## Set task:
Using the data below, copy every line that contains the word "components".

## Collected material:
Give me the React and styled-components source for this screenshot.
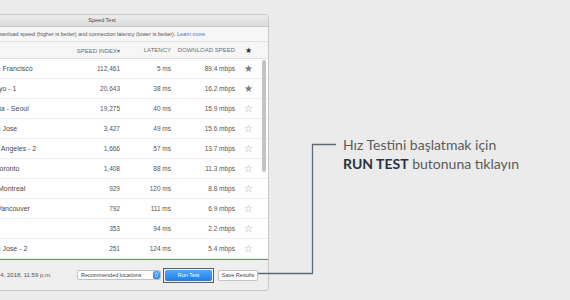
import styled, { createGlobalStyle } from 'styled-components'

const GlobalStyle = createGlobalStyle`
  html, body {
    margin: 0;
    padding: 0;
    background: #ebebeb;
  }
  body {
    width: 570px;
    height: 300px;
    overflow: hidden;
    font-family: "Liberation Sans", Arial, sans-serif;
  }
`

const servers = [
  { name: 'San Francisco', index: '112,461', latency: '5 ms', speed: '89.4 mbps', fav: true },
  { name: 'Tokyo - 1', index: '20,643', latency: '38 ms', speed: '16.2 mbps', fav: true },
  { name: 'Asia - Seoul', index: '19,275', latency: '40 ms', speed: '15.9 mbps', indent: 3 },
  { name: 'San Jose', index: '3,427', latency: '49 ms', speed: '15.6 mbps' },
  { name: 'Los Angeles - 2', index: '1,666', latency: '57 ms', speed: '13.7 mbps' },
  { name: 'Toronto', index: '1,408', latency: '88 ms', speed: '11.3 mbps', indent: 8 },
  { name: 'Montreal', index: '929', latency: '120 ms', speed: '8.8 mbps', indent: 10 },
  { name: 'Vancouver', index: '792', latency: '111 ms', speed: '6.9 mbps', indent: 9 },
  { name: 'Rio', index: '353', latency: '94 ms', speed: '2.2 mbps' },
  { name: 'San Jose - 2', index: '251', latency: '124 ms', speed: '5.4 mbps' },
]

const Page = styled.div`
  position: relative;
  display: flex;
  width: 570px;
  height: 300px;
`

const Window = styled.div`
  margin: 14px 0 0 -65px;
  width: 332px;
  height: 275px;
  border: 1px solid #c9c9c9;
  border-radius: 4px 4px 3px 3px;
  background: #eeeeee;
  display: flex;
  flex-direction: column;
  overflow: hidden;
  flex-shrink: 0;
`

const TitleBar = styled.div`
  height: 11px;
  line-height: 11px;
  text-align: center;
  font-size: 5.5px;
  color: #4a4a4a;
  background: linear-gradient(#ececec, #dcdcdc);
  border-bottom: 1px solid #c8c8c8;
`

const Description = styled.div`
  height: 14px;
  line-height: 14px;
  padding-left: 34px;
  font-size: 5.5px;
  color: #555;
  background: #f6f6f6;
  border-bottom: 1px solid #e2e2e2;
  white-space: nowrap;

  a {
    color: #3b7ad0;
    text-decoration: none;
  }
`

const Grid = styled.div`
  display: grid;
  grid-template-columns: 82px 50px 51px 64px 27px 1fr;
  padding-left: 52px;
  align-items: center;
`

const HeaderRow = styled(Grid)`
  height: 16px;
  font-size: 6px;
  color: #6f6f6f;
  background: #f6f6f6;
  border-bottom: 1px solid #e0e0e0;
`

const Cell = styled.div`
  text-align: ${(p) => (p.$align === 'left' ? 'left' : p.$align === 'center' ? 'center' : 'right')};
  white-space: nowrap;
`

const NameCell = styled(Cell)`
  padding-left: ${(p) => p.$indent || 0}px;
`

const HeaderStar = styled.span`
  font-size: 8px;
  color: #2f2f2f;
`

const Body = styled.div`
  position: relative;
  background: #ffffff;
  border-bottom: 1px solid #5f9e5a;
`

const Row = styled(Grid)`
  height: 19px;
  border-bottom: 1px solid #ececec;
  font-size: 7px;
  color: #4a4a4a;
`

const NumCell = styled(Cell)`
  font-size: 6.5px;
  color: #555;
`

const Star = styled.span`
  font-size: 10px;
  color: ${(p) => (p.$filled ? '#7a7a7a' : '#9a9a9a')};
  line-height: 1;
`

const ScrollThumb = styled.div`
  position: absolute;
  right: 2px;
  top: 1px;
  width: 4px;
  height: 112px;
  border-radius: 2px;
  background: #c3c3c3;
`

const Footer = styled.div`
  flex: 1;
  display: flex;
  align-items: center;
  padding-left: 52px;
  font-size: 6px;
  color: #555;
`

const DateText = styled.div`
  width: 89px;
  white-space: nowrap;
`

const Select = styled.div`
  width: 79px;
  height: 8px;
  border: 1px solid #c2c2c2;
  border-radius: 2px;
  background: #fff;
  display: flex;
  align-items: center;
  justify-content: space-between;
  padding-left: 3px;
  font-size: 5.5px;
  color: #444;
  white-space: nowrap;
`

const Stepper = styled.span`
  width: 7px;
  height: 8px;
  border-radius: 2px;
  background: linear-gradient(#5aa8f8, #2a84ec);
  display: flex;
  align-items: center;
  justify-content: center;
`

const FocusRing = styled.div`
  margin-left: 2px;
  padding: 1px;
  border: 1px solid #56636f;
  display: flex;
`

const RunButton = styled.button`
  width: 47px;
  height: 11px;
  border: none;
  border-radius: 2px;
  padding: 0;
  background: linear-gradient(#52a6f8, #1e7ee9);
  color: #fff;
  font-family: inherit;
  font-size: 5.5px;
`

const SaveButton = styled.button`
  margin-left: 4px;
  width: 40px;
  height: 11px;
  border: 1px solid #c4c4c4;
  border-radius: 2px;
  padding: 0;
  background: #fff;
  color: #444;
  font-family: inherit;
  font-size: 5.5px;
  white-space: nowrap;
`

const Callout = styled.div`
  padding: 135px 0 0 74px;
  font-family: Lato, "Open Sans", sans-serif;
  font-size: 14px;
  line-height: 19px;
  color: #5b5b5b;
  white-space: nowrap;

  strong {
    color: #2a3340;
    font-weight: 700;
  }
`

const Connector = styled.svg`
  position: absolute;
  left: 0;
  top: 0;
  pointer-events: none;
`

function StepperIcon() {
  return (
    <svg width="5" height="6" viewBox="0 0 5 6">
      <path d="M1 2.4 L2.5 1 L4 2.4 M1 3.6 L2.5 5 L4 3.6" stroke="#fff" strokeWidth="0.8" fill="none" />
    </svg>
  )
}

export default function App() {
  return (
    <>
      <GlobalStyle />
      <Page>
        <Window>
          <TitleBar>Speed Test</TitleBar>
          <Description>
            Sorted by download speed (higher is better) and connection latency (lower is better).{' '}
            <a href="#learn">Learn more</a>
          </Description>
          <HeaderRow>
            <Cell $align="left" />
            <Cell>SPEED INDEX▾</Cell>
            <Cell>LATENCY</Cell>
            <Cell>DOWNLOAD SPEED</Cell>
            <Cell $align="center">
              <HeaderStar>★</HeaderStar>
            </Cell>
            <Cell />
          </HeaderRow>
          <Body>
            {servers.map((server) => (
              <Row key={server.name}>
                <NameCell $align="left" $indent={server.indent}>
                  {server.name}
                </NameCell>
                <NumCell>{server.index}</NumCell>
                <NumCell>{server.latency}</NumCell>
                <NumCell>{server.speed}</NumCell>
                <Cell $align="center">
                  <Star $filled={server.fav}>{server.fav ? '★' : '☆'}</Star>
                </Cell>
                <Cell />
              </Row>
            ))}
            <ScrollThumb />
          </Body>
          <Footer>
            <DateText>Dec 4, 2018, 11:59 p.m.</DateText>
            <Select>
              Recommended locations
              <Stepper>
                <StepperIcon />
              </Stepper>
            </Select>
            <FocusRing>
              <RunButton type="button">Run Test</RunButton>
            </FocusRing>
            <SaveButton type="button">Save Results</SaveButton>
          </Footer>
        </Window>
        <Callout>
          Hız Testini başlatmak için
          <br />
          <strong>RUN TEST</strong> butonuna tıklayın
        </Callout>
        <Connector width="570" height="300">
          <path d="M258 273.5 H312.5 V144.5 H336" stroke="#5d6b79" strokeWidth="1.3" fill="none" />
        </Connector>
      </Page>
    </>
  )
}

## Problem solution:
Give me the React and styled-components source for this screenshot.
import styled, { createGlobalStyle } from 'styled-components'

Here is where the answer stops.